The engine is designed to operate with a gauge pressure of 2 psig so that a human breath can power it without straining the lungs. This provides barely enough force to move the piston, and so this pressure must be maintained throughout the entire intake.

During the intake portion of the cycle, a conventional steam engine does not admit enough steam to fill the entire cylinder. The working pressure of a steam engine may be as high as 100 psig, so once the inlet valve is closed the steam in the cylinder works expansively to push the piston head as its pressure decreases. Less steam is spent each cycle and more of the energy spent compressing the steam is converted to work, resulting in a more efficient engine.

Since my engine design does not allow for expansive work, it is highly inefficient when run at a gauge pressure higher than 2psig.

Fabrication

Once I had a general idea of what the engine would look like, I modeled each component in SolidWorks. Since the fit of components was important, I used a master-modeling technique. There was a single file acting as a single-point-of-truth from which other SolidWorks files inherited critical design features. Each component is in its own parts file, which allowed for convenient fabrication and digital assembly.

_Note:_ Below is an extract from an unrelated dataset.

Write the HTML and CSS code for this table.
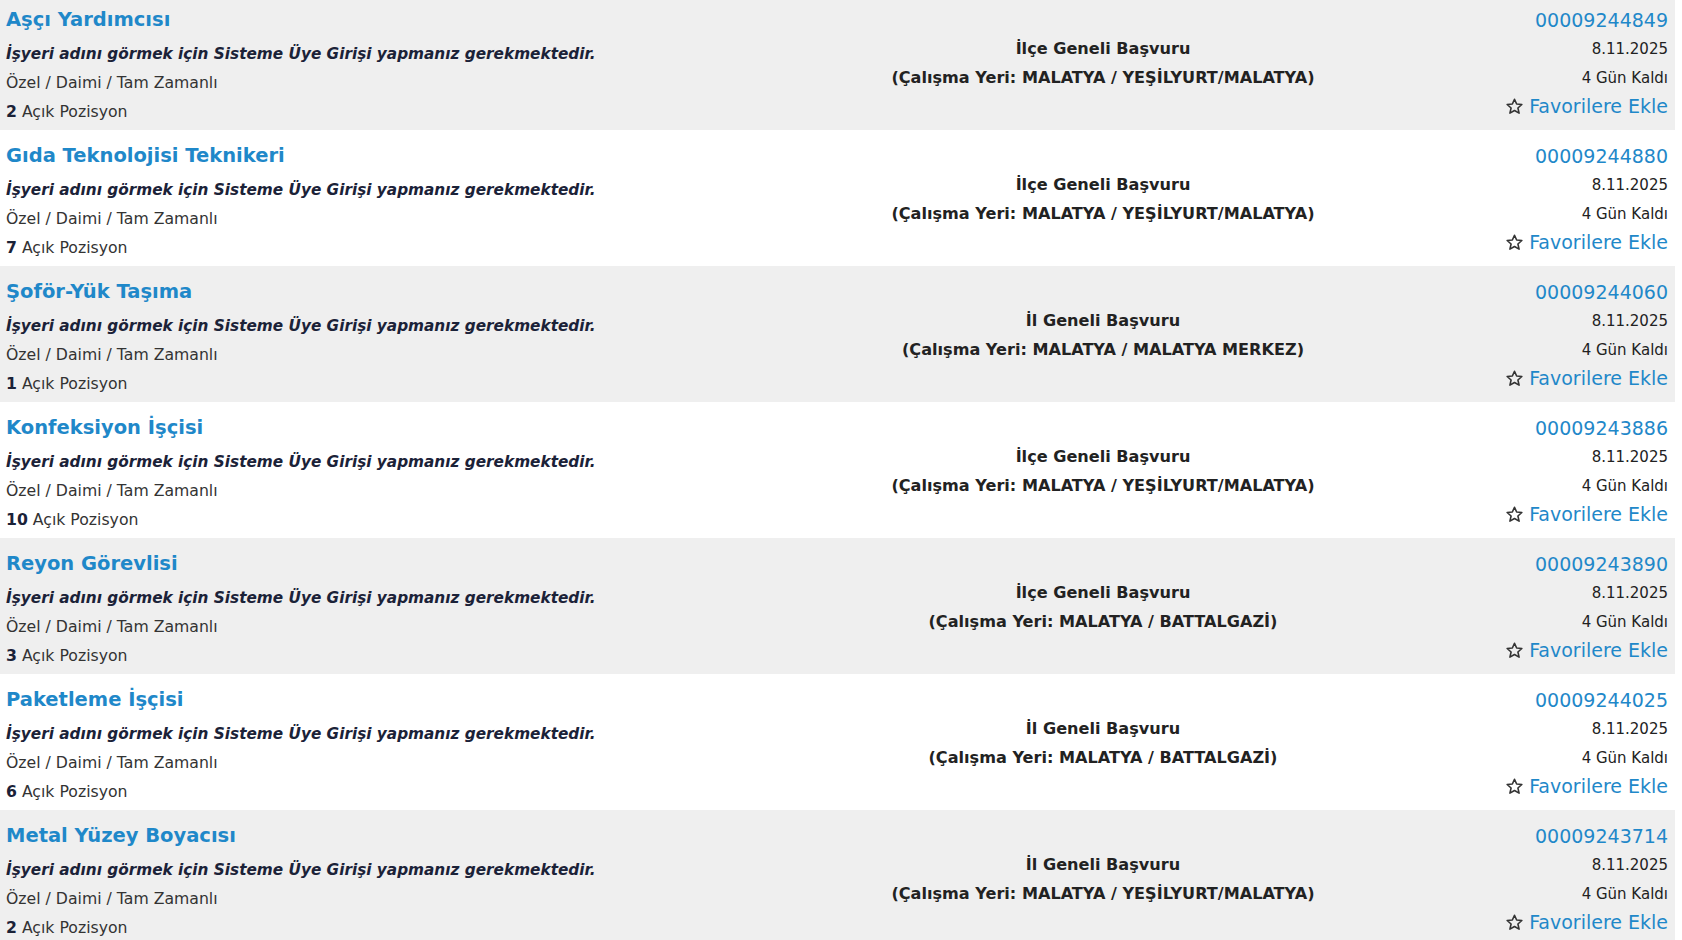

Before producing any physical components, I assembled the engine within SolidWorks and performed a motion study to ensure that there was no conflicting geometry.

Once I confirmed the viability of the engine design, I laser-cut each component from clear cast-acrylic so that the internal components would be visible. Certain components are made from 1/4 inch acrylic, while others are made from 1/8 inch acrylic.

The final engine has additional components not pictured above:

• thin steel rods used as axles and shafts
• thin steel rods used to friction fit component together to avoid glue
• spacers underneath the gears and flywheel to reduce friction
• Additional flywheel layers to increase flywheel weight
• Additional valve body layers to raise the valve stem opening

There was a great deal of friction in the engine, so I had to carefully sand certain components for optimal clearance and lubricate high-friction surfaces with silicone lubricant.